[SHORT EXERCISE] Whenever a line below holds the word "this", copy that line.

[EXERCISE MATERIALS]
>>>>>

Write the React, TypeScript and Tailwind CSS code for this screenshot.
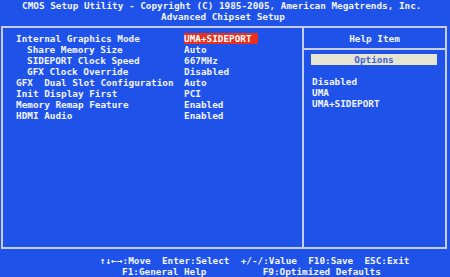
import React from "react";

const rows: { label: string; indent?: boolean; value: string; hl?: boolean }[] = [
  { label: "Internal Graphics Mode", value: "UMA+SIDEPORT", hl: true },
  { label: "Share Memory Size", indent: true, value: "Auto" },
  { label: "SIDEPORT Clock Speed", indent: true, value: "667MHz" },
  { label: "GFX Clock Override", indent: true, value: "Disabled" },
  { label: "GFX  Dual Slot Configuration", value: "Auto" },
  { label: "Init Display First", value: "PCI" },
  { label: "Memory Remap Feature", value: "Enabled" },
  { label: "HDMI Audio", value: "Enabled" },
];

export default function App() {
  return (
    <div className="w-[450px] h-[277px] overflow-hidden bg-[#1f52e8] text-[#f2f4ff] font-bold font-['DejaVu_Sans_Mono',monospace] text-[9.35px] leading-[11px] whitespace-pre">
      <div className="h-[11px] pl-[22px]">CMOS Setup Utility - Copyright (C) 1985-2005, American Megatrends, Inc.</div>
      <div className="h-[11px] pl-[161px]">Advanced Chipset Setup</div>
      <div className="mt-[4px] ml-[1px] w-[446px] h-[223px] border-2 border-[#c6cde6] flex">
        <div className="w-[301px] pt-[5px] pl-[13px] border-r-2 border-[#c6cde6]">
          {rows.map((r) => (
            <div key={r.label} className="flex h-[11px]">
              <div className={`w-[168px] ${r.indent ? "pl-[11px]" : ""}`}>{r.label}</div>
              {r.hl ? (
                <div className="w-[74px] bg-[#ea2f1c] text-white">{r.value}</div>
              ) : (
                <div>{r.value}</div>
              )}
            </div>
          ))}
        </div>
        <div className="flex-1 flex flex-col">
          <div className="pt-[5px] pb-[4px] border-b-2 border-[#c6cde6] text-center h-[22px]">Help Item</div>
          <div className="mt-[4px] ml-[7px] w-[126px] h-[11px] bg-[#e6e5d3] text-[#3f63d8] text-center">Options</div>
          <div className="mt-[11px] pl-[8px]">
            <div className="h-[11px]">Disabled</div>
            <div className="h-[11px]">UMA</div>
            <div className="h-[11px]">UMA+SIDEPORT</div>
          </div>
        </div>
      </div>
      <div className="mt-[6px] h-[11px] pl-[100px]">↑↓←→:Move  Enter:Select  +/-/:Value  F10:Save  ESC:Exit</div>
      <div className="h-[11px] pl-[122px]">F1:General Help          F9:Optimized Defaults</div>
    </div>
  );
}
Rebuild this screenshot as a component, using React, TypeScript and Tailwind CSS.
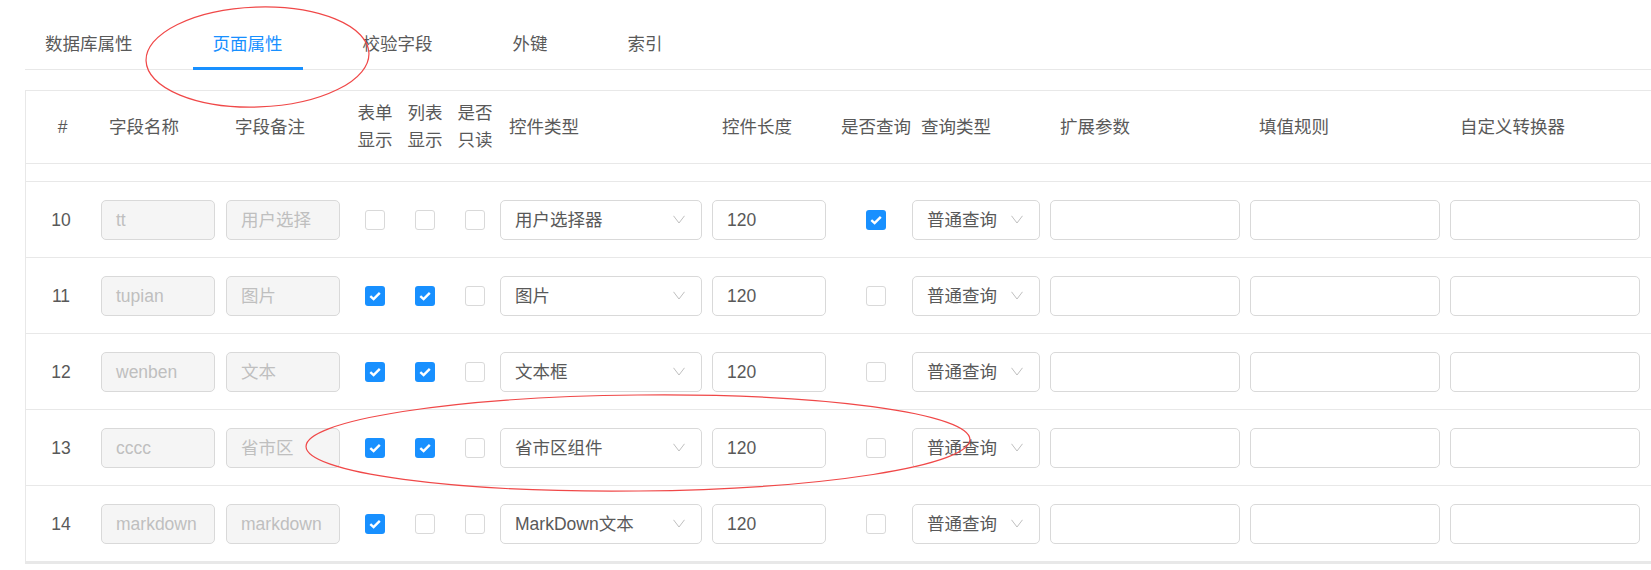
import React from 'react';

type Row = {
  no: number;
  name: string;
  remark: string;
  form: boolean;
  list: boolean;
  readonly: boolean;
  widget: string;
  length: string;
  query: boolean;
  queryType: string;
};

const rows: Row[] = [
  { no: 10, name: 'tt', remark: '用户选择', form: false, list: false, readonly: false, widget: '用户选择器', length: '120', query: true, queryType: '普通查询' },
  { no: 11, name: 'tupian', remark: '图片', form: true, list: true, readonly: false, widget: '图片', length: '120', query: false, queryType: '普通查询' },
  { no: 12, name: 'wenben', remark: '文本', form: true, list: true, readonly: false, widget: '文本框', length: '120', query: false, queryType: '普通查询' },
  { no: 13, name: 'cccc', remark: '省市区', form: true, list: true, readonly: false, widget: '省市区组件', length: '120', query: false, queryType: '普通查询' },
  { no: 14, name: 'markdown', remark: 'markdown', form: true, list: false, readonly: false, widget: 'MarkDown文本', length: '120', query: false, queryType: '普通查询' },
];

const tabs = ['数据库属性', '页面属性', '校验字段', '外键', '索引'];

// shared column template for header and rows
const cols =
  'grid grid-cols-[75px_125px_124px_50px_50px_50px_212px_128px_72px_138px_200px_200px_200px_1fr]';

const Checkbox = ({ on }: { on: boolean }) =>
  on ? (
    <span className="flex h-[20px] w-[20px] items-center justify-center rounded-[3px] bg-[#1890ff]">
      <svg width="12" height="10" viewBox="0 0 12 10">
        <path d="M1.3 5.2 L4.6 8.2 L10.8 1.8" fill="none" stroke="#fff" strokeWidth="2.4" />
      </svg>
    </span>
  ) : (
    <span className="h-[20px] w-[20px] rounded-[3px] border border-[#d9d9d9] bg-white" />
  );

const Chevron = () => (
  <svg width="12" height="9" viewBox="0 0 12 9">
    <path d="M0.5 0.8 L6 8 L11.5 0.8" fill="none" stroke="#bfbfbf" strokeWidth="1" />
  </svg>
);

const Input = ({ value, width, disabled }: { value?: string; width: string; disabled?: boolean }) => (
  <div
    className={`flex h-[40px] items-center rounded-[5px] border border-[#d9d9d9] pl-[14px] ${width} ${
      disabled ? 'bg-[#f5f5f5] text-[#bfbfbf]' : 'bg-white text-[#595959]'
    }`}
  >
    {value}
  </div>
);

const Select = ({ value, width }: { value: string; width: string }) => (
  <div
    className={`flex h-[40px] items-center justify-between rounded-[5px] border border-[#d9d9d9] bg-white pl-[14px] pr-[16px] text-[#595959] ${width}`}
  >
    <span className="whitespace-nowrap">{value}</span>
    <Chevron />
  </div>
);

const Center = ({ children }: { children: React.ReactNode }) => (
  <div className="flex items-center justify-center">{children}</div>
);

const App = () => {
  return (
    <div className="relative h-[570px] w-[1651px] overflow-hidden bg-white pl-[25px] font-['Liberation_Sans','Noto_Sans_CJK_SC',sans-serif] text-[17.5px] leading-[26px] text-[#595959]">
      {/* Tabs */}
      <div className="flex w-[1700px] border-b border-[#e8e8e8]">
        {tabs.map((t, i) => (
          <div
            key={t}
            className={`relative mr-[40px] px-[20px] pb-[12px] pt-[31px] whitespace-nowrap ${
              i === 1 ? 'text-[#1890ff]' : 'text-[#595959]'
            }`}
          >
            {t}
            {i === 1 && <span className="absolute bottom-[-1px] left-0 h-[3px] w-full bg-[#1890ff]" />}
          </div>
        ))}
      </div>

      {/* Table card */}
      <div className="mt-[20px] w-[1700px] border-l border-t border-b-2 border-[#e8e8e8]">
        {/* Header */}
        <div className={`${cols} h-[73px] border-b border-[#e8e8e8] items-center`}>
          <div className="pr-[2px] text-center">#</div>
          <div className="pl-[8px]">字段名称</div>
          <div className="pl-[9px]">字段备注</div>
          <div className="text-center leading-[27px]">
            表单
            <br />
            显示
          </div>
          <div className="text-center leading-[27px]">
            列表
            <br />
            显示
          </div>
          <div className="text-center leading-[27px]">
            是否
            <br />
            只读
          </div>
          <div className="pl-[9px]">控件类型</div>
          <div className="pl-[10px]">控件长度</div>
          <div className="whitespace-nowrap text-center">是否查询</div>
          <div className="pl-[9px]">查询类型</div>
          <div className="pl-[10px]">扩展参数</div>
          <div className="pl-[9px]">填值规则</div>
          <div className="pl-[10px]">自定义转换器</div>
          <div />
        </div>

        {/* scrolled-out spacer */}
        <div className="h-[18px] border-b border-[#e8e8e8]" />

        {rows.map((r) => (
          <div key={r.no} className={`${cols} h-[76px] border-b border-[#e8e8e8] items-center`}>
            <div className="pr-[5px] text-center">{r.no}</div>
            <Input value={r.name} width="w-[114px]" disabled />
            <Input value={r.remark} width="w-[114px]" disabled />
            <Center>
              <Checkbox on={r.form} />
            </Center>
            <Center>
              <Checkbox on={r.list} />
            </Center>
            <Center>
              <Checkbox on={r.readonly} />
            </Center>
            <Select value={r.widget} width="w-[202px]" />
            <Input value={r.length} width="w-[114px]" />
            <Center>
              <Checkbox on={r.query} />
            </Center>
            <Select value={r.queryType} width="w-[128px]" />
            <Input width="w-[190px]" />
            <Input width="w-[190px]" />
            <Input width="w-[190px]" />
            <div />
          </div>
        ))}
      </div>

      {/* red hand-drawn annotations */}
      <svg className="pointer-events-none absolute left-0 top-0" width="1651" height="570">
        <ellipse cx="257.5" cy="57" rx="111.5" ry="50" fill="none" stroke="#f04848" strokeWidth="1.2" transform="rotate(-2 257.5 57)" />
        <ellipse cx="638" cy="443" rx="332" ry="48" fill="none" stroke="#f04848" strokeWidth="1.2" transform="rotate(-0.6 638 443)" />
      </svg>
    </div>
  );
};

export default App;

<<<<<

[COMPLETE OUTPUT]
Write the React, TypeScript and Tailwind CSS code for this screenshot.
Rebuild this screenshot as a component, using React, TypeScript and Tailwind CSS.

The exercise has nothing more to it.